Snell is more shooter than scorer, but his size (6-foot-7¼, 6-foot-11½ wing span), range and knack for finding open shots coming off of screens or moving to exploit holes in the defense should set him up for a long and productive career as an off-the-bench scorer, at minimum.

Like Hardaway, Rice and Ledo, Snell is a candidate to go in the bottom third of the first round if the draft aligns right for them. He averaged just 12.5 points for a balanced offense under Alford at New Mexico – Snell took less than 10 shots a game – but shot nearly 40 percent from the 3-point line.

Southerland has great size as a 6-foot-8 small forward, but he’s perhaps more one-dimensional than most players on this list. More than half of his shot attempts this season were 3-pointers. He shot 40 percent from the arc, taking a whopping 6.2 tries a game, while averaging 13.3 points in 30 minutes a game for a team that got to the Final Four, losing to Hardaway’s Michigan. Whether Southerland can show enough as a defender and rebounder to convince teams he’s worth a high second-round pick will be his challenge in predraft workouts.

Abrines decided to stay in the draft this year after toying with the idea of entering the 2012 draft as an 18-year-old. He didn’t play much for Spanish League power Barcelona last season, averaging 5.1 points in 11 minutes a game during Barcelona’s Euroleague schedule. Scouts know all about him, though, and see a well-rounded offensive game that slots to shooting guard. DraftExpress.com ranks Abrines behind only Sergey Karasev, one spot ahead of Dennis Schroeder, among international players born in 1993.

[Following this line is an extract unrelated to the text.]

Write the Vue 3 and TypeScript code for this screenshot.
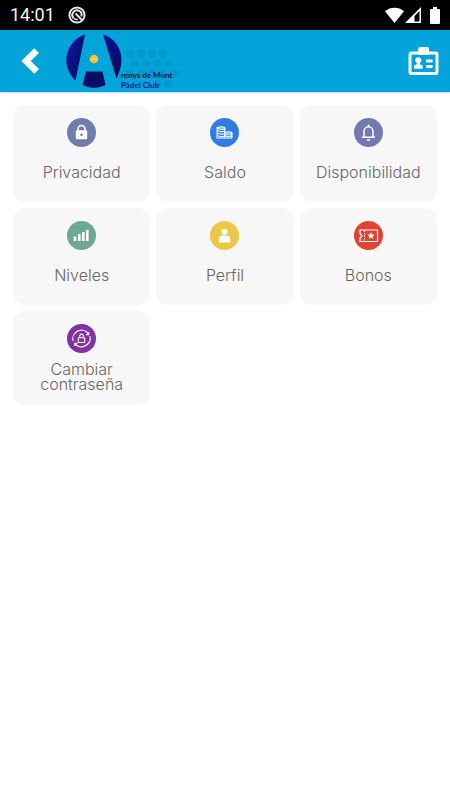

Nedovic, 22, has been regarded as one of the Europe’s most athletic young guards for the past few seasons. Scouts aren’t sure if he’s a point guard or a shooting guard, but the 6-foot-4 Nedovic has the physical tools and a track record against high-level European competition. He, like Abrines, might interest the Pistons if other coveted targets are gone by 37 and they see the appeal in keeping them stashed overseas instead of adding another rookie to a roster that absorbed five of them a season ago.